Witches, wizards, magic, and wondrous happenings. Hayao Miyazaki has done it again. It took me a couple of viewings to really grasp the wonderful themes of Howl’s Moving Castle, based on a book for children by Diana Wynne Jones. I fancied it ‘confusing’ and ‘convoluted,’ and was all set to write a skeptical review when I saw it again,  open-minded and unpreoccupied. It was like a whole different experience. So if you’ve seen this movie and found it slightly underwhelming or overhyped, I urge you to watch it again. It’s a bit more complex than Miyazaki’s other movies. But that’s not in of itself a bad thing.

The heart of Howl’s Moving Castle lies in the character of Sophie (voiced by Emily Mortimer,) a shy young woman who works at a hat shop.
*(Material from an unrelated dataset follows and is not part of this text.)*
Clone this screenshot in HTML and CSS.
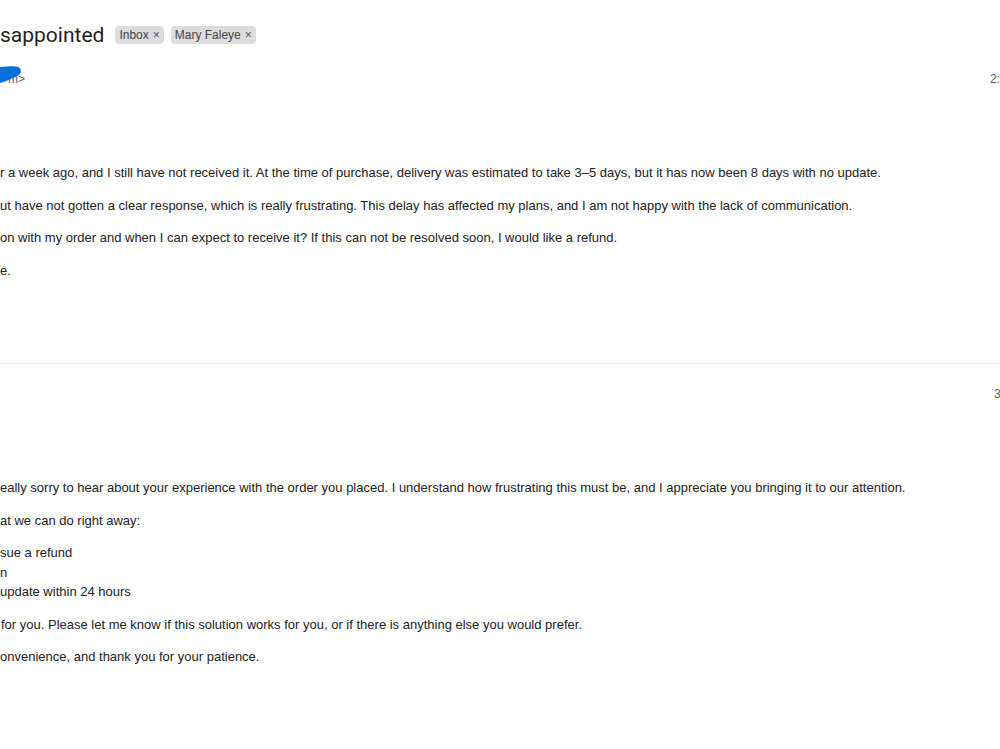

Sophie starts out as a timid, self-effacing Mary Sue,  but when the Witch of the Waste (Lauren Bacall) transforms her into an elderly woman Sophie (now voiced by Jean Simmons) must grow some cajones and learn to look after herself; with a little help from a brooding and magnificently eccentric wizard named Howl (Christian Bale.) The Witch of the Waste resents Howl because he spurned her affections as a fickle young sorcerer, and a witch who holds high position in political power (Blythe Danner) wants to recruit him to use his abilities in a long, bloody civil war.

But Howl’s real concern lies in self interest; namely, recovering his heart, which was stolen from him as a boy. Can Sophie help Howl, even trapped in her hunched, geriatric form? Along their adventures, Howl and Sophie meet many interesting characters, including an animate scarecrow with the head of a turnip, The Witch of the Waste’s malevolent, amorphous henchmen, and a deeply odd but adorable little dog who makes a sound vaguely akin to a asthmatic rodent. Not least of all, the viewer is introduced to Howl’s titular ‘moving castle,’ which, like The Overlook in The Shining, really stands as a  character in it’s own right.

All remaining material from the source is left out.